[lug] grub2 boot (ubuntu 10.04)

rm at tuxteam.de rm at tuxteam.de
Tue Aug 23 11:00:30 MDT 2011


On Sun, Aug 21, 2011 at 05:06:20PM -0600, Davide Del Vento wrote:
> >> >> its menu.lsf, they come out with this crappy grub2. GRRRR I want LILO
> >> >> back
> >
> > So install it: it's an a repository nearby.
> > http://packages.debian.org/search?keywords=lilo
> 
> Sure, I know. But if I do, does a kernel update propagate into LILO or
> should I do it manually at every update?

No idea, haven't tried lilo for quite a while. But isn't it this kind
of automagic bootmanager configuration what creates the complexity in
the first place? A script that generates lilo.conf probably is as
cryptic (if not more) as the current /etc/grub.d/ stuff.

> > Not to mention RAID support, support for different file
> > systems, different operating systems etc.
> 
> Now, I'm glad that grub supports things that you use and care about
> (which I never cared - but LILO too supported at least other OSes, so
> you are exaggerating like I was - just in the other direction)
> >From replies here onlist, Google and forums, it looks like there are
> others who think the same as me... And if you look at the official
> docs, it looks like most of the efforts are for the cosmetics, just a
> small amount goes into the "beef", and almost nothing into
> troubleshooting: http://www.gnu.org/software/grub/manual/grub.html

Hmm, don't equal _documentation_ effort with programming effort.Rest
assured, there's quite a lot of programming effort spent on making a 
stable, reliable, modular unified boot manager.

> For example, neither the error I was getting before ("Error 18") nor
> the one I'm getting right now ("out of disk") are even mentioned! But
> since after spitting my current error the system is booting now, I'll
> probably pretend the error isn't happening and be happy.
> Do you have a better documentation somewhere else to recommend?

Error 18:  Selected cylinder exceeds maximum supported by BIOS
 This error is returned when a read is attempted at a linear block
 address beyond the end of the BIOS translated area. This generally
 happens if your disk is larger than the BIOS can handle (512MB for
 (E)IDE disks on older machines or larger than 8GB in general). 

This is from
http://www.linuxselfhelp.com/gnu/grub/html_chapter/grub_13.html

Unfortunately. the grub wiki is not reachable (some stupid DNS mixup,
server migration etc.). 
Still a valuable place to find information:
http://members.iinet.net/~herman546/p20.html

> 
> That would be handy, even if my box is on the same desk (because, for
> example, I can much easily log what I've done, cut and paste, and
> similar missing things, without which I feel like going naked on the
> street)
> I guess I need special hardware support for the BIOS, right? 

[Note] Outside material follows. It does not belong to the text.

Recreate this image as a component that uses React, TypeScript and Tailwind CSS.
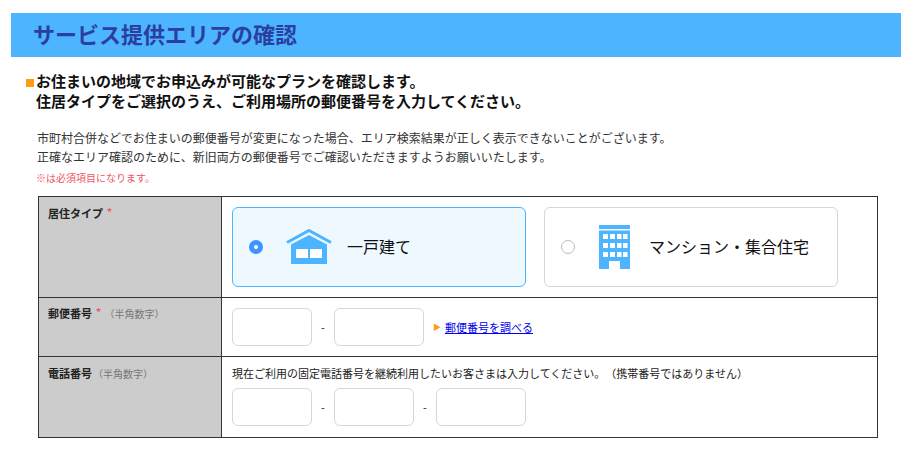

That or a KVM - baut that might be a rather expensive solution.


> If so,
> I'll bet mine doesn't have the feature. Interestingly enough, grub2
> official docs (the ones I mention above) just mention the thing,
> without explaining how do do it. What documentation should I read for
> it?
> 
> > ??? I never chrooted to install grub. What documentation _did_ you read?
> 
> Not to install it, but to debug/reinstall it. I've read (among other
> things) this one: https://help.ubuntu.com/community/Grub2
> As you probably remember, with LILO I just had to change the path of
> the config file according to the different mount point, without the
> need for chrooting (but maybe that's a Ubuntu, more than grub2 issue,
> I haven't investigated it much).

No need to CHROOT, it just makes certain esoteric rescue attempts
easier - man grub-install is all you need.


> > Unfortunately, my users are multimedia artists with terrabyte disk, and
> > they insist on RAID systems for speed and reliability, and all those
> > weired file systems ...
> 
> Multimedia artists using Linux? I thought they used only proprietary
> OSes. Glad to learn about them, Do you mind elaborating a little bit,
> what software do the use, etc? Any photographer doing serious work?